■ Listed records:
-.-.-

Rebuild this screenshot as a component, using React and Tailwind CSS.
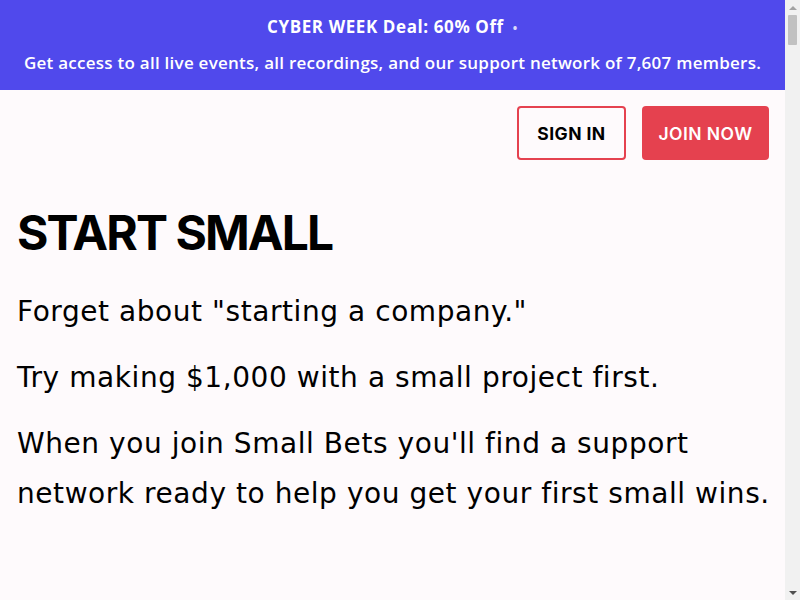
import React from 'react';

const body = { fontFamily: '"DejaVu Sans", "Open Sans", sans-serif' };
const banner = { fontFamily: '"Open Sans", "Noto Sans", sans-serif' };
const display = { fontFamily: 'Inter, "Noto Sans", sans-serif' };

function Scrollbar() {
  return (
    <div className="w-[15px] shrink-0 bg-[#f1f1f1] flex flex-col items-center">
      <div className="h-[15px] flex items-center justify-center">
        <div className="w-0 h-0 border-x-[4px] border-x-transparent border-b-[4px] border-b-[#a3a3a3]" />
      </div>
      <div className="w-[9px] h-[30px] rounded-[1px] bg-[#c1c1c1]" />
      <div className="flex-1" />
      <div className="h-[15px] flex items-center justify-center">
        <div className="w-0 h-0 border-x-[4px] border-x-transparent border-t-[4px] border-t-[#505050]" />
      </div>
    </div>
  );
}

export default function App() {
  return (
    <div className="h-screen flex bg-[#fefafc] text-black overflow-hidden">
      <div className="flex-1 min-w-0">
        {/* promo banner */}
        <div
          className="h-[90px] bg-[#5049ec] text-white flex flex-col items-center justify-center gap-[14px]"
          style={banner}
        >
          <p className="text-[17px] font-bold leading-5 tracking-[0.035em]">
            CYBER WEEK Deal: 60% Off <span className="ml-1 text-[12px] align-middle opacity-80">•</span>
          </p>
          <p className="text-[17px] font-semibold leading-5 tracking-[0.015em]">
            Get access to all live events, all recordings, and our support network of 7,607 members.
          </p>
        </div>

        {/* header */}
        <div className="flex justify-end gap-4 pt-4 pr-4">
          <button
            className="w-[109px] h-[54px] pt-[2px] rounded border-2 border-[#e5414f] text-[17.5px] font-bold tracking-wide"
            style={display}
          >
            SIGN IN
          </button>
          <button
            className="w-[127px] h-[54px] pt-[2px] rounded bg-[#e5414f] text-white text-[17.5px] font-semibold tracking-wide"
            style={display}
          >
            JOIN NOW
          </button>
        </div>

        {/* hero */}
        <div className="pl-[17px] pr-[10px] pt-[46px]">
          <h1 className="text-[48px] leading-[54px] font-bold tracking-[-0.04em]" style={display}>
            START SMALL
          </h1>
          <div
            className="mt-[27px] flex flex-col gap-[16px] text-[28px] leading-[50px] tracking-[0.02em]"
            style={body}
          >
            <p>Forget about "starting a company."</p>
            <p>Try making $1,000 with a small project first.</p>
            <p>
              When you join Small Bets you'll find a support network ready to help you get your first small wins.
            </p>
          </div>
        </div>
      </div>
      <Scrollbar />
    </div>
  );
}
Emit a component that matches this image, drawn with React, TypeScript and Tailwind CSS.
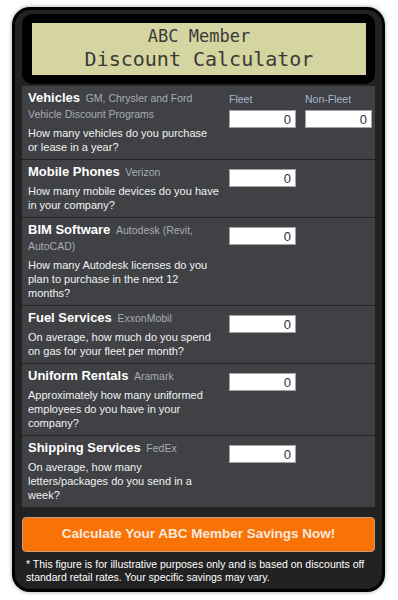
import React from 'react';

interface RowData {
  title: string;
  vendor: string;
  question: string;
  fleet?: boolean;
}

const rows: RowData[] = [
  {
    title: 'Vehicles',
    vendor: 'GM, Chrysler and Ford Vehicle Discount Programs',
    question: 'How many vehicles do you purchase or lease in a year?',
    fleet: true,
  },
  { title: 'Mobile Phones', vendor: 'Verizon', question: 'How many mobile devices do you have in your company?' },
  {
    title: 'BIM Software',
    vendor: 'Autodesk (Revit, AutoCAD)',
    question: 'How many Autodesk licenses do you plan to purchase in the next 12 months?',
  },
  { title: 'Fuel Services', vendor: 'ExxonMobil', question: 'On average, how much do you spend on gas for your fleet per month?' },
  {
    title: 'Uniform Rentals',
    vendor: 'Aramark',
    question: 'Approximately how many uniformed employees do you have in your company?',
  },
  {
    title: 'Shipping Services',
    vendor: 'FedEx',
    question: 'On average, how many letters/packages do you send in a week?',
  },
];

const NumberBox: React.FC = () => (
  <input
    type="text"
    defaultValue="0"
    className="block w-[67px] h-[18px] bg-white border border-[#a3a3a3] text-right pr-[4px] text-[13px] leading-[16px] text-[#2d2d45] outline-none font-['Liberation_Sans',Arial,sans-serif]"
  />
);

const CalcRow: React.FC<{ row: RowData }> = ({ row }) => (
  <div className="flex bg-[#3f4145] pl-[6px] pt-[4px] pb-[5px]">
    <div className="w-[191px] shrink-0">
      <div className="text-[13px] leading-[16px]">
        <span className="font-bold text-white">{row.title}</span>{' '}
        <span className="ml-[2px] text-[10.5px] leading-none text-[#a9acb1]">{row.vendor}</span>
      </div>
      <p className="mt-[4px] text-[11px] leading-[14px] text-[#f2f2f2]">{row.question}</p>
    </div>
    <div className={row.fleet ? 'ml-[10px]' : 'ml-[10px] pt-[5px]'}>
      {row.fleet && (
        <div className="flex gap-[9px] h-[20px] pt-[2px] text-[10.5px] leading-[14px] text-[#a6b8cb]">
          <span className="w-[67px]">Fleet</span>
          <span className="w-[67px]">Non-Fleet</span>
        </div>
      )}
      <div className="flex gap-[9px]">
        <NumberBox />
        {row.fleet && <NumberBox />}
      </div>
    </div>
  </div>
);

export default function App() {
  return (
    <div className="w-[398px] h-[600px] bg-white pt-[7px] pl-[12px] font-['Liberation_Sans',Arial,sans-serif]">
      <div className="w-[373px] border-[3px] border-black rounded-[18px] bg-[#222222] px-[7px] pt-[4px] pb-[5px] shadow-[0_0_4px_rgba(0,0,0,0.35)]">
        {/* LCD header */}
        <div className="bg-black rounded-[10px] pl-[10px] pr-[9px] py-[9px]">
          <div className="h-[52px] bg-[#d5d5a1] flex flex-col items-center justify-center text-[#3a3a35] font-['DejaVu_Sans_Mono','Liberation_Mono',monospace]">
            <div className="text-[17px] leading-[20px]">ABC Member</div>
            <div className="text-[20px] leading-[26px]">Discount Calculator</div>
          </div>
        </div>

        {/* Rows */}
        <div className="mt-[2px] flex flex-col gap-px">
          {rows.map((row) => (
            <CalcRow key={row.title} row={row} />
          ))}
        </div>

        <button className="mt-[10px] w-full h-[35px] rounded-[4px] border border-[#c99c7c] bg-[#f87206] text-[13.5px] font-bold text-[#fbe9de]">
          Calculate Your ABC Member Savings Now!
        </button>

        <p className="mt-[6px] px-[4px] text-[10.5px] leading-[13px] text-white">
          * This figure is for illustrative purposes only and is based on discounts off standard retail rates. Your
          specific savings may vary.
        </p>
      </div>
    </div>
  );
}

-.-.-

■ Task statement:
Which lines of the data above contain "React"? Copy each one.

■ Answer for the task:
Rebuild this screenshot as a component, using React and Tailwind CSS.
import React from 'react';
Emit a component that matches this image, drawn with React, TypeScript and Tailwind CSS.
import React from 'react';
const NumberBox: React.FC = () => (
const CalcRow: React.FC<{ row: RowData }> = ({ row }) => (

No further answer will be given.